Может быть, ключом к его искусству окажется то, что он был самым венецианским из венецианских художников Ренессанса. Его мир — это рукотворный клочок земли, с которого в одну сторону — бесконечный морской горизонт, в другую, за остекленевшей гладью Мертвой лагуны, зеленеют холмы предгорий да виднеются далеко-далеко снежные Альпы. И вечно отражается в воде лагуны вечное небо. Только здесь и могла родиться изощренно-минималистическая живопись этого сына La Serenissima, «Безмятежнейшей Венеции».

Джованни Беллини был одновременно великим новатором и великим традиционалистом, и результатом этого феноменального синтеза стали его Мадонны, которых он написал много. Эти небольшие, комнатного размера картины тут же заставляют вспомнить византийские иконы, и странного в этом ничего нет. У Венеции издавна были крепкие (и куда как двусмысленные) связи с Византией; в городе была большая греческая община и работали иконописцы из Константинополя, с Крита и Родоса. В домах многих венецианцев — не исключено, и у Беллини — на стенах висели старые греческие иконы.

И этот художник, бывший одним из тех, кто создавал новое европейское искусство, работая над образами Богоматери, обращался вспять, к древней иконографии.

Одна из таких его работ — гениальная Madonna di Alzano из коллекции Академии Каррара, в которой изумительно проявилось то, что верно названо soavequiete, «нежной бесстрастностью» Беллини. Композиция ее идеально уравновешена, большую часть фона занимает, как это часто бывает у Джанбеллини, полотнище тяжелой темной ткани, свисающей сверху, и только по бокам за ним виднеется уходящий вдаль, к горам, идиллический пейзаж с легкими облачками в небе, деревцами, крошечными фигурками людей и животных, селением. Мария внимательно и нежно смотрит на ребенка, он же о чем-то задумался, вглядываясь куда-то вверх: куда? Кажется, это сцена полной безмятежности, но есть что-то угрожающее в жестком, почти супрематическом прямоугольнике ткани, то ли защищающем мать и младенца от мира, то ли оказывающимся непреодолимым препятствием.

Полотнище разделено пополам резкой вертикальной складкой. Скорее всего, это символ нераздельности и неслиянности двух природ Иисуса, но тем и велик Беллини, что его искусство не слишком нуждается в богословских интерпретациях: эта складка притягивает взгляд зрителя, создает глубину картины, благодаря которой еще глубже становится прозрачный пейзаж вдали.

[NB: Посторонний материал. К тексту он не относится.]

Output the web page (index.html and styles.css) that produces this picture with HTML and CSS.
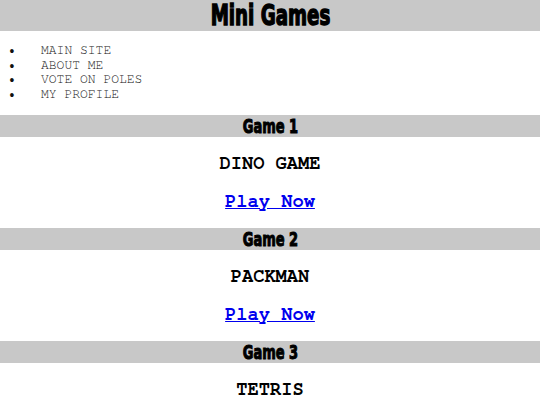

Низ картины занят горизонтальной полосой балюстрады из розового мрамора, на ней лежит сочная бледно-желтая груша. Одни в ней видят напоминание о первородном грехе, другие — символ Сладчайшей Марии. Можно думать и так и так, но не важнее ли в конечном счете, что эта груша удивительным образом уравновешивает резкую тяжесть занавеси и оказывается важнейшим элементом той гармонии, которой дышит Madonna di Alzano?

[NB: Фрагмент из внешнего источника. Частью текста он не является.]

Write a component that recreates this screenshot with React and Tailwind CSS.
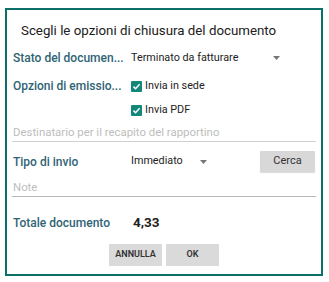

В этой гармонии слились смирение, умиление и зачарованность красотой мира, там полнота кобальтовых, ультрамариновых и лазурных тонов одеяния Марии звучит торжественно на фоне поглощающей свет занавеси и бегущего в недостижимое пространство пронизанного утренним солнцем пейзажа по краям.

Впрочем, стоит долго рассуждать о том, что сделал Джованни Беллини? Достаточно двух, очень правильных слов: «нежная бесстрастность».